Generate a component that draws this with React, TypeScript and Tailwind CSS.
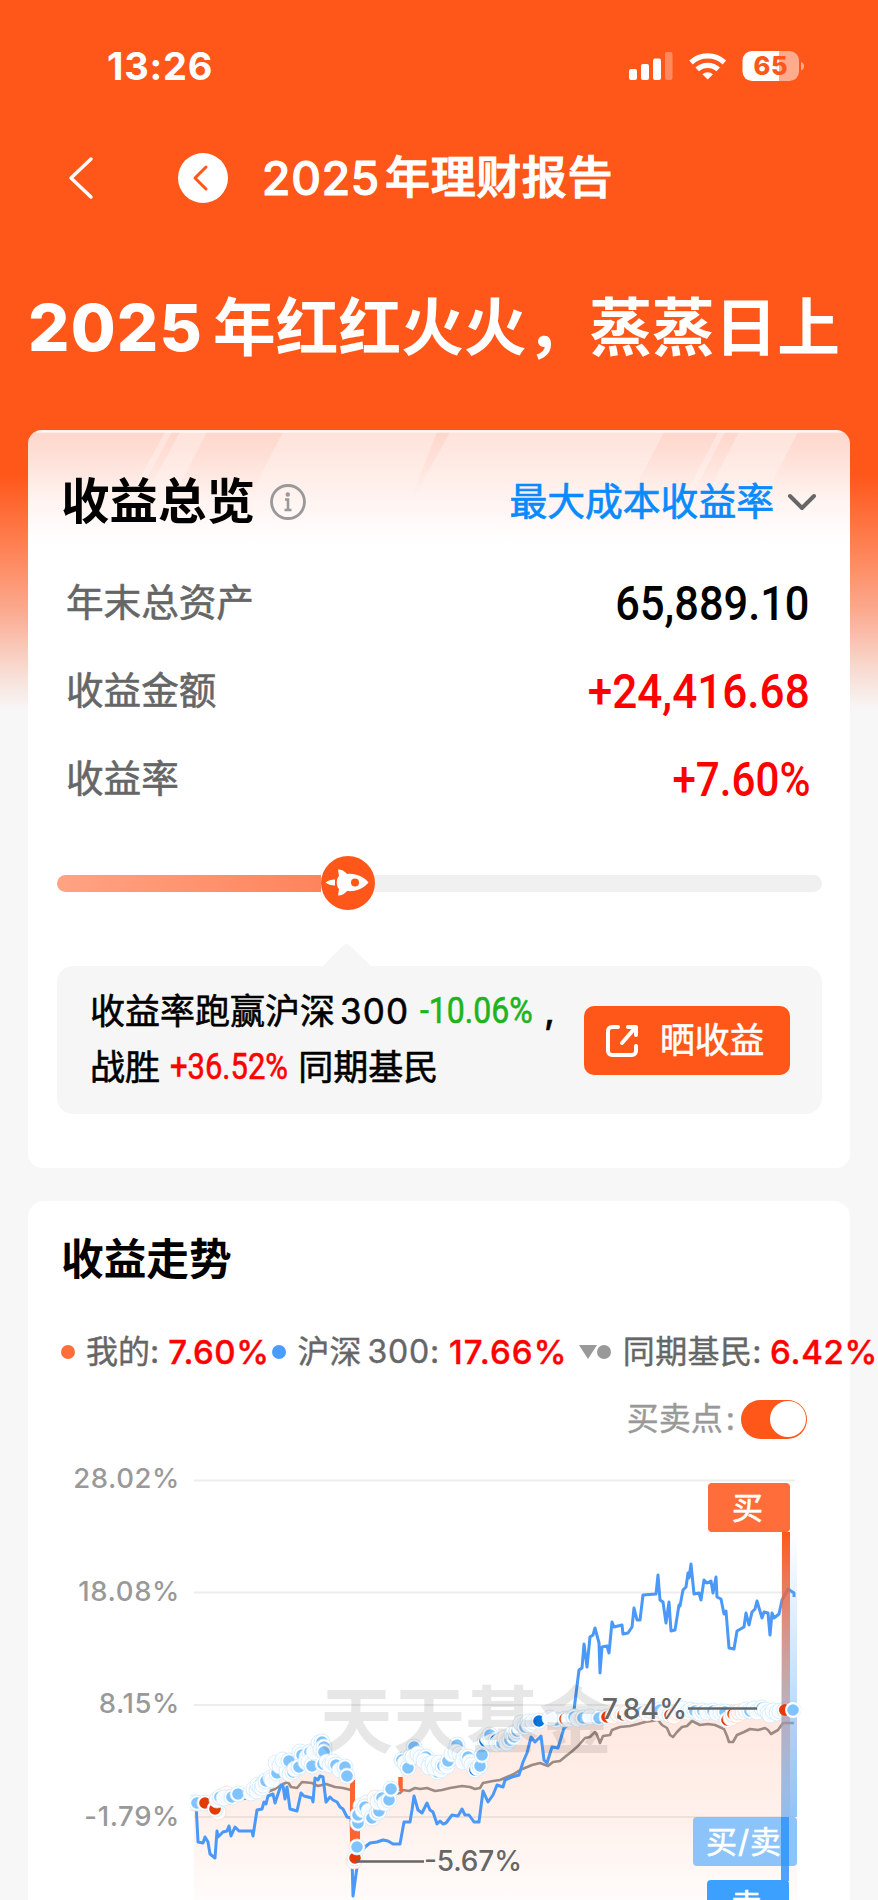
import type { ReactNode } from "react";

type Dot = [x: number, y: number, tone?: "red" | "navy" | "ghost" | "redGhost"];

const summaryRows = [
  { label: "年末总资产", value: "65,889.10", color: "text-black scale-x-[0.885]" },
  { label: "收益金额", value: "+24,416.68", color: "text-[#ff0000] scale-x-[0.900]" },
  { label: "收益率", value: "+7.60%", color: "text-[#ff0000] scale-x-[0.860]" },
];

const axisLabels = ["28.02%", "18.08%", "8.15%", "-1.79%"];

const gridLines = [1480.5, 1592.5, 1705, 1817];

const indexLine =
  "196,1803 198,1842 203,1843 205,1837 208,1842 210,1854 215,1858 217,1831 218,1837 223,1832 227,1831 229,1826 231,1836 235,1827 239,1831 252,1831 253,1836 257,1810 262,1809 264,1802 266,1804 268,1796 273,1794 275,1803 281,1785 283,1786 285,1799 287,1787 290,1809 297,1811 301,1793 304,1796 312,1798 313,1802 315,1778 318,1780 320,1776 323,1777 326,1802 330,1797 333,1800 337,1802 340,1807 343,1809 347,1817 351,1818 353,1896 357,1867 360,1853 365,1847 370,1843 377,1842 383,1840 388,1841 393,1844 400,1844 404,1822 410,1822 412,1810 414,1796 418,1810 422,1813 427,1803 430,1810 433,1812 437,1824 440,1821 443,1824 446,1823 452,1815 458,1816 462,1809 465,1815 469,1815 474,1822 479,1822 483,1791 488,1802 493,1795 497,1785 503,1787 505,1780 512,1777 519,1775 523,1762 527,1753 531,1737 535,1742 541,1736 544,1760 547,1763 552,1747 558,1748 564,1728 569,1724 574,1710 579,1670 582,1668 584,1644 587,1667 590,1637 593,1635 595,1628 599,1643 600,1673 602,1647 607,1646 609,1653 612,1622 614,1627 622,1625 623,1634 628,1633 632,1627 634,1608 637,1620 640,1620 643,1595 656,1594 658,1575 660,1600 663,1602 666,1623 669,1602 671,1631 675,1630 679,1605 680,1606 683,1590 686,1587 688,1573 689,1578 691,1564 694,1594 699,1593 701,1600 704,1580 707,1583 711,1581 713,1593 716,1577 717,1597 721,1599 724,1614 726,1611 729,1648 734,1649 737,1631 744,1627 746,1613 749,1625 752,1612 755,1609 757,1601 762,1618 764,1612 768,1613 770,1635 772,1613 774,1618 779,1614 782,1600 788,1589 794,1593 794,1597";

const peersLine =
  "196,1803 215,1806 235,1800 250,1798 262,1794 275,1789 283,1784 288,1782 291,1787 297,1788 302,1782 312,1783 318,1786 326,1784 335,1787 343,1788 351,1790 354,1812 357,1806 366,1801 382,1796 400,1793 403,1790 409,1791 415,1788 420,1789 427,1788 435,1791 442,1790 450,1788 462,1786 470,1787 475,1789 480,1788 483,1783 493,1781 500,1780 507,1777 514,1774 520,1770 532,1765 540,1763 548,1766 553,1762 560,1761 566,1756 570,1753 578,1746 585,1738 590,1737 595,1732 597,1735 600,1743 603,1736 610,1735 612,1730 620,1727 630,1726 638,1724 645,1722 658,1720 662,1725 667,1728 670,1735 673,1737 677,1732 682,1727 687,1726 692,1721 700,1725 708,1724 715,1725 724,1729 727,1736 729,1742 733,1742 737,1735 744,1732 750,1729 758,1730 765,1728 768,1730 771,1734 778,1730 783,1723 794,1723";

const mineArea =
  "M194 1900V1803L205 1803 215 1810 222 1797 240 1793 255 1790 268 1781 280 1772 290 1766 300 1760 312 1758 322 1750 330 1764 347 1774 352 1782 353 1858 358 1822 366 1808 378 1812 390 1795 400 1790 402 1762 416 1752 430 1764 440 1768 457 1752 470 1764 482 1756 490 1738 502 1740 515 1732 530 1722 560 1719 610 1716 650 1712 700 1711 730 1715 760 1710 797 1710V1900Z";

const dots: Dot[] = [
  [194, 1803, "ghost"], [197, 1803], [205, 1803, "red"], [218, 1812, "redGhost"], [215, 1809, "red"],
  [217, 1800, "ghost"], [220, 1797], [227, 1794, "redGhost"], [224, 1798, "ghost"], [232, 1797], [238, 1794],
  [251, 1793, "ghost"], [254, 1789, "ghost"], [257, 1791, "ghost"], [258, 1785, "ghost"], [260, 1787],
  [262, 1788, "ghost"], [264, 1782, "ghost"], [263, 1785, "ghost"], [266, 1781], [271, 1778, "ghost"], [272, 1780, "ghost"],
  [277, 1773], [276, 1763, "ghost"], [280, 1766, "ghost"], [283, 1760, "ghost"], [287, 1772, "ghost"],
  [289, 1761], [290, 1774, "ghost"], [293, 1772], [295, 1769, "ghost"], [300, 1752, "ghost"], [302, 1755],
  [299, 1767], [307, 1757, "ghost"], [306, 1762, "ghost"], [310, 1752], [309, 1762, "ghost"], [312, 1766],
  [314, 1752, "ghost"], [319, 1743, "ghost"], [322, 1742], [321, 1749, "ghost"], [324, 1747], [324, 1752],
  [323, 1764], [327, 1762, "ghost"], [330, 1765, "ghost"], [333, 1762, "ghost"], [336, 1765], [340, 1770, "ghost"],
  [345, 1767], [347, 1776],
  [354, 1861, "redGhost"], [355, 1858, "red"], [357, 1847],
  [361, 1806, "ghost"], [367, 1803, "ghost"], [358, 1823], [358, 1815], [363, 1810, "ghost"], [365, 1807],
  [369, 1811, "ghost"], [372, 1818], [375, 1798, "redGhost"], [377, 1813], [379, 1811], [378, 1802, "ghost"],
  [382, 1798], [385, 1803, "ghost"], [389, 1800], [391, 1789],
  [402, 1760], [405, 1763, "ghost"], [408, 1768], [411, 1756, "ghost"], [414, 1747], [413, 1757, "ghost"],
  [418, 1754, "ghost"], [421, 1758, "ghost"], [426, 1757], [424, 1761, "ghost"], [430, 1764, "red"],
  [429, 1767, "ghost"], [433, 1763, "ghost"], [437, 1772], [435, 1768, "ghost"], [441, 1770, "ghost"], [439, 1763, "ghost"],
  [443, 1766], [447, 1766, "ghost"], [448, 1761], [452, 1754, "ghost"], [457, 1745], [456, 1752, "ghost"],
  [460, 1754, "ghost"], [464, 1757, "ghost"], [463, 1762, "ghost"], [468, 1757], [470, 1762, "ghost"], [472, 1765, "ghost"],
  [475, 1770, "navy"], [478, 1768, "ghost"], [480, 1766], [482, 1755], [485, 1741, "navy"], [488, 1738, "ghost"],
  [490, 1735], [491, 1742, "ghost"], [496, 1740, "navy"], [497, 1744, "ghost"], [500, 1741, "ghost"], [502, 1743],
  [505, 1738, "redGhost"], [507, 1743, "ghost"], [510, 1740], [512, 1734, "ghost"], [514, 1737], [516, 1733, "ghost"], [517, 1731],
  [520, 1728, "ghost"], [521, 1723, "ghost"], [525, 1727], [528, 1722, "ghost"], [529, 1725, "ghost"], [533, 1722, "ghost"],
  [539, 1721, "navy"], [556, 1720], [550, 1718, "ghost"], [565, 1719, "red"], [569, 1719, "ghost"], [574, 1717],
  [578, 1719, "ghost"], [583, 1718], [590, 1717, "ghost"], [599, 1718], [607, 1717, "red"], [613, 1716, "redGhost"],
  [618, 1714, "redGhost"], [623, 1715, "red"], [627, 1713, "redGhost"], [632, 1714, "red"], [636, 1712, "ghost"],
  [642, 1712], [647, 1713, "redGhost"], [652, 1711, "ghost"], [657, 1713, "redGhost"], [660, 1710], [665, 1713, "ghost"],
  [670, 1715, "red"], [674, 1716, "redGhost"], [678, 1712, "redGhost"], [683, 1709, "ghost"], [688, 1712, "ghost"],
  [691, 1710, "ghost"], [695, 1711], [700, 1713, "ghost"], [703, 1711], [707, 1712, "ghost"], [713, 1711],
  [717, 1713, "ghost"], [721, 1712, "ghost"], [725, 1712], [727, 1720, "red"], [731, 1718, "redGhost"],
  [733, 1714, "red"], [737, 1715, "redGhost"], [739, 1712, "redGhost"], [743, 1712, "redGhost"], [746, 1710, "ghost"],
  [750, 1711], [754, 1709, "ghost"], [757, 1712, "ghost"], [762, 1708], [765, 1710, "ghost"], [768, 1713, "ghost"],
  [770, 1715, "ghost"], [773, 1711, "ghost"], [777, 1713, "ghost"], [780, 1711, "ghost"], [785, 1710, "red"], [793, 1710],
];

const dotFill = {
  blue: "#7fc4ff",
  red: "#e33b05",
  navy: "#0a76dc",
  ghost: "#f4faff",
  redGhost: "#fff3ee",
};

function Num({ children, className = "" }: { children: ReactNode; className?: string }) {
  return <span className={`inline-block whitespace-nowrap font-['Roboto'] ${className}`}>{children}</span>;
}

function StatusBar() {
  return (
    <div className="flex h-[131px] items-center justify-between pl-[107px] pr-[73px] text-white">
      <span className="text-[38px] font-bold leading-none tracking-[0.8px]">13:26</span>
      <svg viewBox="628 46 177 38" className="h-[38px] w-[177px]" aria-hidden="true">
        <g fill="#fff">
          <rect x="629" y="68" width="8" height="11" rx="2" />
          <rect x="641" y="63" width="8" height="16" rx="2" />
          <rect x="653" y="57.500" width="8" height="21.500" rx="2" />
          <rect x="665" y="51" width="7.500" height="28" rx="2" opacity="0.3" />
        </g>
        <g fill="none" stroke="#fff" strokeWidth="5.200">
          <path d="M691 61.500a24.500 24.500 0 0 1 33.400 0" />
          <path d="M697.200 68.400a15.500 15.500 0 0 1 21 0" />
        </g>
        <path d="M707.700 78.600l-5.300-5.300a8 8 0 0 1 10.600 0Z" fill="#fff" />
        <path d="M779 50h10.500a9.500 9.500 0 0 1 9.500 9.500v11a9.500 9.500 0 0 1-9.500 9.500H779Z" fill="#ffab8c" />
        <path d="M779 50h-27a9.500 9.500 0 0 0-9.500 9.500v11a9.500 9.500 0 0 0 9.500 9.500h27Z" fill="#fff" />
        <path d="M801 61v8.500c2-.6 3-2.200 3-4.200s-1-3.700-3-4.300Z" fill="#ffab8c" />
        <text x="771" y="74" textAnchor="middle" fontSize="25.500" fontWeight="800" letterSpacing="0.800" fill="#ff571a">
          65
        </text>
      </svg>
    </div>
  );
}

function NavBar() {
  return (
    <div className="flex h-[94px] items-center pl-[66px] text-white">
      <svg viewBox="0 0 30 46" className="h-[46px] w-[30px]" fill="none" stroke="currentColor" strokeWidth="3.400" strokeLinecap="round" strokeLinejoin="round" aria-hidden="true">
        <path d="M25 4 5 23l20 19" />
      </svg>
      <span className="ml-[82px] flex size-[50px] items-center justify-center rounded-full bg-white">
        <svg viewBox="0 0 20 28" className="mr-[4px] h-[28px] w-[20px]" fill="none" stroke="#ff571a" strokeWidth="3" strokeLinecap="round" strokeLinejoin="round" aria-hidden="true">
          <path d="M15 3 4 14l11 11" />
        </svg>
      </span>
      <h1 className="ml-[34px] flex text-[45px] font-medium leading-none tracking-[0.6px] [-webkit-text-stroke:1.100px_currentColor]">
        <span className="mr-[5px] text-[46px] tracking-[0.8px]">2025</span>年理财报告
      </h1>
    </div>
  );
}

function CardShine() {
  return (
    <svg viewBox="28 430 822 120" className="absolute left-0 top-0 h-[120px] w-[822px]" preserveAspectRatio="none" aria-hidden="true">
      <defs>
        <linearGradient id="shine" x1="0" y1="430" x2="0" y2="500" gradientUnits="userSpaceOnUse">
          <stop offset="0" stopColor="#ff9b80" stopOpacity="0.180" />
          <stop offset="1" stopColor="#ff9b80" stopOpacity="0" />
        </linearGradient>
      </defs>
      <g fill="url(#shine)">
        <path d="M28 432H165L128 500H28Z" />
        <path d="M172 432h8l-37 68h-8Z" />
        <path d="M207 432h76l-35 68h-76Z" />
        <path d="M437 432h13l-37 68h-3Z" />
        <path d="M664 432h54l-35 68h-54Z" />
        <path d="M725 432h14l-35 68h-14Z" />
        <path d="M798 432h52v68h-87Z" />
      </g>
      <path d="M36 431.500H842" stroke="#fff" strokeWidth="2.500" opacity="0.700" />
    </svg>
  );
}

function Overview() {
  return (
    <section className="relative mx-[28px] h-[738px] overflow-hidden rounded-[14px] bg-white bg-[linear-gradient(180deg,#fee2da_0,#fff1ed_60px,#ffffff_112px)] pl-[29px] pr-[28px] pt-[28px]">
      <CardShine />
      <div className="relative flex h-[88px] items-center justify-between pl-[4px] pr-[4px]">
        <div className="flex items-center">
          <h2 className="text-[48.500px] font-bold leading-none text-black">收益总览</h2>
          <svg viewBox="0 0 38 38" className="ml-[14px] size-[38px]" fill="none" stroke="#999" strokeWidth="2.800" aria-hidden="true">
            <circle cx="19" cy="19" r="16.500" />
            <path d="M16 16.500h3V27M15.500 27h7" strokeWidth="2.600" />
            <circle cx="18.800" cy="11.500" r="2.200" fill="#999" stroke="none" />
          </svg>
        </div>
        <div className="flex items-center text-[37.800px] leading-none text-[#0a8aff] [-webkit-text-stroke:0.700px_currentColor]">
          最大成本收益率
          <svg viewBox="0 0 32 22" className="ml-[12px] h-[22px] w-[32px]" fill="none" stroke="#666" strokeWidth="4" strokeLinecap="round" strokeLinejoin="round" aria-hidden="true">
            <path d="m4 5 12 12L28 5" />
          </svg>
        </div>
      </div>

      <dl className="relative mt-[13px] pl-[9px] pr-[12px]">
        {summaryRows.map((row) => (
          <div key={row.label} className="flex h-[88px] items-center justify-between">
            <dt className="text-[37.600px] leading-none text-[#666] [-webkit-text-stroke:0.600px_currentColor]">{row.label}</dt>
            <dd className="leading-none">
              <Num className={`origin-right text-[49px] font-medium ${row.color}`}>{row.value}</Num>
            </dd>
          </div>
        ))}
      </dl>

      <div className="mt-[33px] flex h-[54px] items-center">
        <div className="h-[17px] w-[264px] rounded-l-full bg-linear-to-r from-[#ffa382] to-[#ff845c]" />
        <svg viewBox="0 0 54 54" className="relative z-10 size-[54px] shrink-0" aria-hidden="true">
          <circle cx="27" cy="27" r="27" fill="#ff571a" />
          <path d="M17 13.500c4 0 7 2 9 4.500 9-1 17 3 21.500 8.500C43 32 35 36 26 35c-2 2.500-5 4.500-9 4.500L18 33c-3-3-3-10 0-13Z" fill="#fff" />
          <circle cx="34" cy="26.500" r="4" fill="#ff571a" />
          <path d="M14 23.500c-4 0-7 1-9.500 3 2.500 2 5.500 3 9.500 3Z" fill="#fff" />
        </svg>
        <div className="-ml-1 h-[17px] flex-1 rounded-r-full bg-[#f0f0f0]" />
      </div>

      <svg viewBox="0 0 48 23" className="ml-[266px] mt-[33px] h-[23px] w-[48px]" aria-hidden="true">
        <path d="M0 23 20.500 2.500a4 4 0 0 1 6 0L48 23Z" fill="#f6f6f6" />
      </svg>
      <div className="flex h-[148px] items-start justify-between rounded-[16px] bg-[#f6f6f6] pl-[33px] pr-[32px]">
        <div className="mt-[17px] whitespace-nowrap text-[35px] leading-[56px] text-black [-webkit-text-stroke:0.600px_currentColor]">
          <p className="flex h-[56px] items-center">
            收益率跑赢沪深<span className="ml-[5px] tracking-[1.200px]">300</span>
            <Num className="ml-[11px] -mr-[17px] origin-left scale-x-[0.890] text-[36px] text-[#1db41d]">-10.06%</Num>
            <span className="ml-[14px] font-medium">,</span>
          </p>
          <p className="flex h-[56px] items-center">
            战胜
            <Num className="ml-[10px] -mr-[20px] origin-left scale-x-[0.860] text-[36px] text-[#ff0000]">+36.52%</Num>
            <span className="ml-[11px]">同期基民</span>
          </p>
        </div>
        <button type="button" className="mt-[40px] flex h-[69px] w-[206px] items-center rounded-[10px] bg-[#ff571a] pl-[20px] text-[34.800px] leading-none text-white [-webkit-text-stroke:0.600px_currentColor]">
          <svg viewBox="0 0 36 36" className="size-[36px]" fill="none" stroke="currentColor" strokeWidth="4" strokeLinecap="round" strokeLinejoin="round" aria-hidden="true">
            <path d="M14 4H8a4 4 0 0 0-4 4v20a4 4 0 0 0 4 4h20a4 4 0 0 0 4-4v-5" />
            <path d="M24 4h8v8M31 5 18 20" />
          </svg>
          <span className="ml-[20px]">晒收益</span>
        </button>
      </div>
    </section>
  );
}

function Flag({ x, y, width, label, fill }: { x: number; y: number; width: number; label: string; fill: string }) {
  return (
    <g>
      <rect x={x} y={y} width={width} height="49" rx="4" fill={fill} />
      <text x={x + width / 2 - 1} y={y + 36} textAnchor="middle" fontSize="31" letterSpacing="1" fill="#fff" stroke="#fff" strokeWidth="0.600">
        {label}
      </text>
    </g>
  );
}

function TrendChart() {
  return (
    <svg viewBox="190 1460 660 440" className="h-[440px] w-[660px] shrink-0" role="img" aria-label="收益走势">
      <defs>
        <linearGradient id="area" x1="0" y1="1700" x2="0" y2="1900" gradientUnits="userSpaceOnUse">
          <stop offset="0" stopColor="#ff571a" stopOpacity="0.140" />
          <stop offset="0.550" stopColor="#ff571a" stopOpacity="0.090" />
          <stop offset="1" stopColor="#ff571a" stopOpacity="0.020" />
        </linearGradient>
        <linearGradient id="buyPole" x1="0" y1="1532" x2="0" y2="1850" gradientUnits="userSpaceOnUse">
          <stop offset="0" stopColor="#ff571a" />
          <stop offset="1" stopColor="#ff571a" stopOpacity="0.100" />
        </linearGradient>
        <linearGradient id="mixPole" x1="0" y1="1530" x2="0" y2="1817" gradientUnits="userSpaceOnUse">
          <stop offset="0" stopColor="#6fb6fb" stopOpacity="0" />
          <stop offset="1" stopColor="#6fb6fb" stopOpacity="0.900" />
        </linearGradient>
      </defs>

      {gridLines.map((y) => (
        <path key={y} d={`M194 ${y}H795`} stroke="#ededed" strokeWidth="2" />
      ))}

      <path d={mineArea} fill="url(#area)" />
      <g fill="none" strokeLinejoin="round">
        <polyline points={peersLine} stroke="#9c8a83" strokeWidth="2.600" />
        <polyline points={indexLine} stroke="#4a98f7" strokeWidth="3" />
      </g>
      <g stroke="#ff6430" fill="none">
        <path d="M352.500 1780V1856" strokeWidth="5" />
        <path d="M357.500 1828V1848" strokeWidth="5" />
        <path d="M400.500 1777V1791" strokeWidth="4.500" />
      </g>

      {dots.map(([x, y, tone], i) => (
        <g key={i}>
          <circle cx={x} cy={y} r="8" fill="#fff" stroke={tone === "redGhost" ? "#ffd9ca" : "#cfe8fd"} strokeWidth="0.800" />
          <circle cx={x} cy={y} r="5.800" fill={dotFill[tone ?? "blue"]} />
        </g>
      ))}

      <text x="320" y="1747" fontSize="73" fontWeight="700" fill="#000" opacity="0.090" textLength="292">
        天天基金
      </text>

      <rect x="782" y="1532" width="8" height="318" fill="url(#buyPole)" />
      <rect x="781" y="1530" width="16" height="287" fill="url(#mixPole)" opacity="0.850" />
      <Flag x={708} y={1483} width={82} label="买" fill="#ff6e3a" />
      <Flag x={693} y={1817} width={104} label="买/卖" fill="#8cc3f8" />
      <rect x="781" y="1817" width="8" height="64" fill="#3393fa" opacity="0.850" />
      <Flag x={707} y={1880} width={82} label="卖" fill="#3ba0ff" />
      <circle cx="785" cy="1710" r="5.800" fill="#e33b05" />
      <circle cx="793" cy="1710" r="8" fill="#fff" />
      <circle cx="793" cy="1710" r="5.800" fill="#7fc4ff" />

      <g stroke="#666" strokeWidth="2.500">
        <path d="M355 1861.500H424" />
        <path d="M688 1708.500H757" />
      </g>
      <g fontSize="28" fontWeight="500" fill="#666">
        <text x="602" y="1719" textLength="85">7.84%</text>
        <text x="424" y="1871" textLength="98">-5.67%</text>
      </g>
    </svg>
  );
}

function Trend() {
  return (
    <section className="mx-[28px] mt-[33px] h-[699px] rounded-t-[16px] bg-white pt-[29px]">
      <h2 className="flex h-[60px] items-center pl-[33px] text-[42.700px] font-bold leading-none text-black">收益走势</h2>

      <div className="mt-[42px] flex h-[40px] w-[850px] items-center whitespace-nowrap pl-[33px] text-[32px] leading-none text-[#666] [-webkit-text-stroke:0.400px_currentColor]">
        <div className="flex w-[211px] items-center">
          <span className="size-[14px] shrink-0 rounded-full bg-[#ff6e3a]" />
          <span className="ml-[11px]">我的:</span>
          <span className="ml-[9px] text-[33px] font-medium tracking-[0.500px] text-[#ff0000]">7.60%</span>
        </div>
        <div className="flex w-[308px] items-center">
          <span className="size-[14px] shrink-0 rounded-full bg-[#4a9dff]" />
          <span className="ml-[12px]">沪深</span>
          <span className="ml-[6px] tracking-[0.800px]">300:</span>
          <span className="ml-[9px] text-[33px] font-medium tracking-[1.100px] text-[#ff0000]">17.66%</span>
        </div>
        <div className="flex items-center">
          <svg viewBox="0 0 18 14" className="h-[14px] w-[18px]" fill="#999" aria-hidden="true">
            <path d="M0 0h18L9 14Z" />
          </svg>
          <span className="size-[14px] shrink-0 rounded-full bg-[#999]" />
          <span className="ml-[12px] tracking-[0.400px]">同期基民:</span>
          <span className="ml-[8px] text-[33px] font-medium tracking-[0.700px] text-[#ff0000]">6.42%</span>
        </div>
      </div>

      <div className="mt-[27px] flex h-[40px] items-center justify-end pr-[43px] text-[32px] leading-none text-[#999] [-webkit-text-stroke:0.400px_currentColor]">
        买卖点<span className="ml-[3px]">:</span>
        <span className="ml-[6px] flex h-[39px] w-[66px] items-center justify-end rounded-full bg-[#ff571a] pr-[1.500px]">
          <span className="size-[36px] rounded-full bg-white" />
        </span>
      </div>

      <div className="mt-[21px] flex">
        <ul className="flex w-[162px] shrink-0 flex-col pr-[10px] text-right text-[27.500px] font-medium tracking-[0.600px] text-[#999]">
          {axisLabels.map((label) => (
            <li key={label} className="h-[112.500px] leading-[36px]">
              {label}
            </li>
          ))}
        </ul>
        <TrendChart />
      </div>
    </section>
  );
}

export default function App() {
  return (
    <main className="h-[1900px] w-[878px] overflow-hidden bg-[#f7f7f7] bg-[linear-gradient(180deg,#ff571a_0,#ff571a_475px,#ff8052_545px,#fba98e_610px,#f8dbd1_670px,#f7f7f7_710px)] font-['Inter','Noto_Sans_CJK_SC',sans-serif]">
      <StatusBar />
      <NavBar />
      <h2 className="flex h-[205px] items-center whitespace-nowrap pl-[28px] text-[62.700px] font-bold leading-none text-white">
        <span className="mr-[10px] text-[65px] font-extrabold tracking-[1.200px]">2025</span>年红红火火，蒸蒸日上
      </h2>
      <Overview />
      <Trend />
    </main>
  );
}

--

Goal
Up to and including the line with "const gridLines = [1480.5, 1592.5, 1705, 1817];", copy the data above from its first line. Skip pictures.

Exercise solution
Generate a component that draws this with React, TypeScript and Tailwind CSS.
import type { ReactNode } from "react";

type Dot = [x: number, y: number, tone?: "red" | "navy" | "ghost" | "redGhost"];

const summaryRows = [
  { label: "年末总资产", value: "65,889.10", color: "text-black scale-x-[0.885]" },
  { label: "收益金额", value: "+24,416.68", color: "text-[#ff0000] scale-x-[0.900]" },
  { label: "收益率", value: "+7.60%", color: "text-[#ff0000] scale-x-[0.860]" },
];

const axisLabels = ["28.02%", "18.08%", "8.15%", "-1.79%"];

const gridLines = [1480.5, 1592.5, 1705, 1817];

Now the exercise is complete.